Suit up. Explore your spiritual gifts at https://www.umc.org/en/content/spiritual-gifts . Take the assessment. Remember, it’s okay if the results are somewhat fluid. God may give you different gifts at different times to meet different circumstances.
Show up. Look at the activities of your local church. Find what matches your gifts and interests, then volunteer.
Do the next right thing. If you have a passion for a ministry not provided, talk to your pastor and whoever in your church chairs the Missions/Outreach functions. They can guide you through the labyrinth of approvals and support necessary. “Do all the good you can by all the means you can in all the places you can at all the times you can to all the people you can as long as ever you can.”

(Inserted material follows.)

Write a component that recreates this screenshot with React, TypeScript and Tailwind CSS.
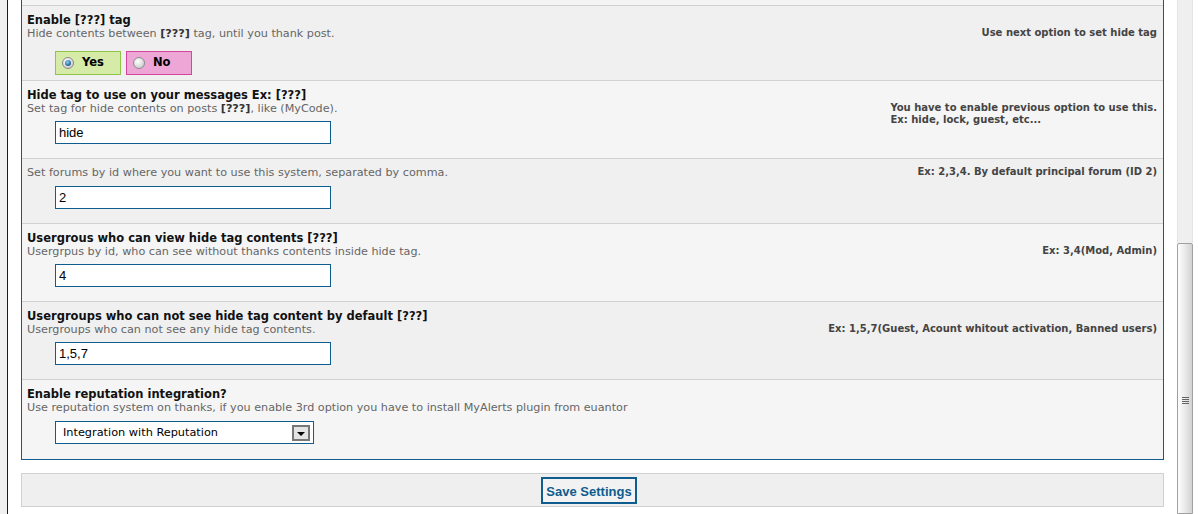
import React from "react";

function Radio({ checked, id }: { checked: boolean; id: string }) {
  return (
    <svg width="12" height="12" viewBox="0 0 12 12" className="shrink-0">
      <defs>
        <radialGradient id={`${id}-b`} cx="40%" cy="35%" r="70%">
          <stop offset="0" stopColor="#ffffff" />
          <stop offset="1" stopColor="#c9c9c9" />
        </radialGradient>
        <radialGradient id={`${id}-d`} cx="40%" cy="35%" r="65%">
          <stop offset="0" stopColor="#8fd0f5" />
          <stop offset="1" stopColor="#1b5a8c" />
        </radialGradient>
      </defs>
      <circle cx="6" cy="6" r="5.5" fill={`url(#${id}-b)`} stroke="#8a8a8a" />
      {checked && <circle cx="6" cy="6" r="3" fill={`url(#${id}-d)`} />}
    </svg>
  );
}

function TextInput({ value }: { value: string }) {
  return (
    <input
      readOnly
      defaultValue={value}
      className="ml-[28px] mt-[6px] block h-[23px] w-[276px] border border-[#0f5c8e] bg-white px-[3px] font-['Liberation_Sans',Arial,sans-serif] text-[13px] text-black outline-none"
    />
  );
}

function Title({ children }: { children: React.ReactNode }) {
  return <div className="text-[11.5px] font-bold leading-[14px] text-[#111]">{children}</div>;
}

function DescRow({ desc, note }: { desc: React.ReactNode; note?: React.ReactNode }) {
  return (
    <div className="flex h-[13px] items-start justify-between">
      <div className="text-[11.2px] leading-[13px] text-[#666]">{desc}</div>
      {note && <div className="text-[10px] font-bold leading-[12px] text-[#444]">{note}</div>}
    </div>
  );
}

const Q = () => <b className="text-[#333]">[???]</b>;

export default function App() {
  return (
    <div className="flex h-[514px] w-[1198px] overflow-hidden bg-white font-['DejaVu_Sans',Verdana,sans-serif]">
      <div className="w-[7px] shrink-0 bg-[#f0f0f0]" />
      <div className="w-px shrink-0 bg-[#1c1c1c]" />
      <div className="w-[13px] shrink-0" />

      <div className="flex w-[1143px] shrink-0 flex-col">
        <div className="border-x border-b border-[#0f5c8e]">
          <div className="h-[5px] bg-[#f4f4f4]" />

          {/* Row 1 */}
          <div className="border-t border-[#d1d1d1] bg-[#f0f0f0] pb-[5px] pl-[5px] pr-[6px] pt-[7px]">
            <Title>Enable [???] tag</Title>
            <DescRow
              desc={
                <>
                  Hide contents between <Q /> tag, until you thank post.
                </>
              }
              note="Use next option to set hide tag"
            />
            <div className="ml-[28px] mt-[11px] flex gap-[5px]">
              <div className="flex h-[24px] w-[66px] items-center border border-[#8fc54a] bg-[#d6eba8] pl-[6px]">
                <Radio checked id="r1" />
                <span className="ml-[8px] text-[11.5px] font-bold text-black">Yes</span>
              </div>
              <div className="flex h-[24px] w-[66px] items-center border border-[#d2469c] bg-[#eda6d6] pl-[6px]">
                <Radio checked={false} id="r2" />
                <span className="ml-[8px] text-[11.5px] font-bold text-black">No</span>
              </div>
            </div>
          </div>

          {/* Row 2 */}
          <div className="border-t border-[#d1d1d1] bg-[#f5f5f5] pb-[14px] pl-[5px] pr-[6px] pt-[7px]">
            <Title>Hide tag to use on your messages Ex: [???]</Title>
            <DescRow
              desc={
                <>
                  Set tag for hide contents on posts <Q />, like (MyCode).
                </>
              }
              note={
                <>
                  You have to enable previous option to use this.
                  <br />
                  Ex: hide, lock, guest, etc...
                </>
              }
            />
            <TextInput value="hide" />
          </div>

          {/* Row 3 */}
          <div className="border-t border-[#d1d1d1] bg-[#f0f0f0] pb-[14px] pl-[5px] pr-[6px] pt-[7px]">
            <DescRow
              desc="Set forums by id where you want to use this system, separated by comma."
              note="Ex: 2,3,4. By default principal forum (ID 2)"
            />
            <div className="pt-px">
              <TextInput value="2" />
            </div>
          </div>

          {/* Row 4 */}
          <div className="border-t border-[#d1d1d1] bg-[#f5f5f5] pb-[14px] pl-[5px] pr-[6px] pt-[7px]">
            <Title>Usergrous who can view hide tag contents [???]</Title>
            <DescRow
              desc="Usergrpus by id, who can see without thanks contents inside hide tag."
              note="Ex: 3,4(Mod, Admin)"
            />
            <TextInput value="4" />
          </div>

          {/* Row 5 */}
          <div className="border-t border-[#d1d1d1] bg-[#f0f0f0] pb-[14px] pl-[5px] pr-[6px] pt-[7px]">
            <Title>Usergroups who can not see hide tag content by default [???]</Title>
            <DescRow
              desc="Usergroups who can not see any hide tag contents."
              note="Ex: 1,5,7(Guest, Acount whitout activation, Banned users)"
            />
            <TextInput value="1,5,7" />
          </div>

          {/* Row 6 */}
          <div className="border-t border-[#d1d1d1] bg-[#f5f5f5] pb-[15px] pl-[5px] pr-[6px] pt-[7px]">
            <Title>Enable reputation integration?</Title>
            <DescRow desc="Use reputation system on thanks, if you enable 3rd option you have to install MyAlerts plugin from euantor" />
            <div className="ml-[28px] mt-[7px] flex h-[23px] w-[259px] items-center justify-between border border-[#0f5c8e] bg-white pl-[7px] pr-[3px]">
              <span className="pt-px text-[11.3px] text-black">Integration with Reputation</span>
              <div className="flex h-[16px] w-[18px] items-center justify-center border-2 border-[#777] bg-[#e3e3e3] pt-[3px]">
                <svg width="8" height="4" viewBox="0 0 8 4">
                  <polygon points="0,0 8,0 4,4" fill="#000" />
                </svg>
              </div>
            </div>
          </div>
        </div>

        <div className="mt-[13px] flex h-[34px] justify-center border border-[#d1d1d1] bg-[#efefef] pr-[7px] pt-[3px]">
          <button className="h-[27px] w-[96px] border-2 border-[#0f5c8e] bg-[#f2f2f2] pt-[2px] font-['Liberation_Sans',Arial,sans-serif] text-[13px] font-bold text-[#0f5c8e]">
            Save Settings
          </button>
        </div>
      </div>

      <div className="w-[13px] shrink-0" />

      {/* scrollbar */}
      <div className="flex w-[16px] shrink-0 flex-col">
        <div className="h-[243px] border-x border-[#e4e4e4] bg-[#efefef]" />
        <div className="flex flex-1 justify-center rounded-t-[2px] border border-[#a0a0a0] bg-[linear-gradient(to_right,#fdfdfd,#ececec_45%,#d2d2d2)] pt-[153px]">
          <div className="flex flex-col gap-px">
            <div className="h-px w-[7px] bg-[#666]" />
            <div className="h-px w-[7px] bg-[#666]" />
            <div className="h-px w-[7px] bg-[#666]" />
            <div className="h-px w-[7px] bg-[#666]" />
          </div>
        </div>
      </div>
    </div>
  );
}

Follow your calling. If you feel a deeper calling, talk to your pastor. You may find the pursuit of Lay Servant, Lay Speaker or Lay Minister rewarding.
Speak out! Don’t sit back and let louder, stronger voices dominate the agenda and discussion. Study an issue that gives you angst. Ask questions. Explore corporately with others. Communicate your findings with assertive, actionable humility. “Give me 100 men who hate nothing but sin and love God with all their hearts and I will shake the world for Christ!”
Pray, pray, pray… “Proceed with much prayer, and your way will be made plain.”
Keep your perspective: In human eyes, someone has to be wrong; but, in the eyes of God, we may all be right. The process of seeking God’s truth – not our own – may be the point. This is a critical point that Christian Nationalists miss when they seek to force their views on all. As I’ve said repeatedly in the past, when I stand in the presence of Jesus, I would rather be wrong for having included someone He didn’t want than having excluded someone He cherished.
A member of Bethesda UMC in Powdersville, S. C., retiree David Bryant says he's “living the dream” of a life in service. He's involved in community and church-related food and hunger ministry, disaster response through UMC-ERT and is pursuing Lay Speaker certification through UMC Lay Servant Ministries. He cites his primary interest "is in the Social Principles of the UMC and issues of social justice."